Granted, there are those whose zeal for seeing what goes on in the public domain exceeds reasonable demands, creating hardships for governments when certain individuals abuse the law by filing request after request for information. Those abuses, however, cannot be used as an excuse to erect walls between the public and information to which it deserves access.

In Georgia, open records laws require that government agencies decide within three days of a request whether the information sought will be provided, and if so to do so in a timely manner. If the request is denied, the law requires a written explanation for doing so.

At the federal level, however, the waiting period for information can be far longer. For example, The Times last summer filed a request for the numbers of detainees at the Corrections Corp. of America facility that was located in the old Hall County Jail on Main Street. It took more than six months to produce the numbers, and the CCA had already exited the facility by the time the information was delivered.

In recent years, local governments have certainly made progress in becoming more open to public inspection. Hall County Board of Commissioners meetings are videotaped and posted online along with agendas and meeting minutes. Most local governments and school systems now post their meeting times and agendas online, making them available to anyone with an Internet connection.

But beyond responding to official requests, governments sometimes seem hesitant to provide information, or lack the technology to make it readily available. The Internet has changed the expectation of availability of government records, but the cost associated with using technology, and the willingness of officials to do so, means that there is great inconsistency in what is available and what is not.

In Hall County, information about court proceedings cannot be accessed online by the general public. In other counties, such as Gwinnett, information about court calendars and pending cases is available online. The same is true with other public records in all agencies and departments. From county to county, availability and accessibility are based on budget considerations and the whims of local leadership.

Often the debate over laws related to access of government records focus on the efforts of journalists in their role as public watchdogs. While that responsibility is one that we willingly shoulder, laws geared to keeping the public informed about what government does actually are meant to benefit everyone. Journalists should have no more access to public information than does anyone else.

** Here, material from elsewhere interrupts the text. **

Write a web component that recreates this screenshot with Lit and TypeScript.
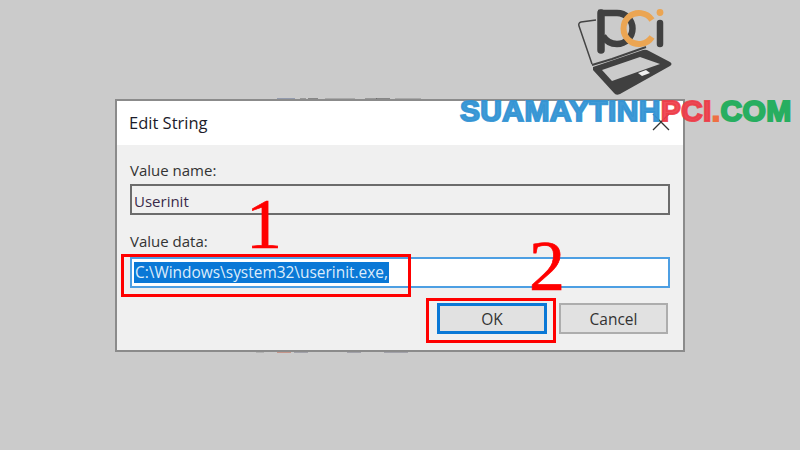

The inner workings of government and how our tax money is spent are everyone’s business, and the public officials we hire, both elected and

appointed, have no right to keep it from us. That’s how they do it in Cuba, North Korea and countries where the press, and the people, are only as free as their dictators allow. We’re better than that.

When government records at any level — local, state or federal — are held out of public view and decisions made behind closed doors, nothing good can come of it. Only those with something to hide should think otherwise.

There’s an easy metaphor to summarize this view: Without sunshine, all living things will eventually wither and die. The same goes for freedom.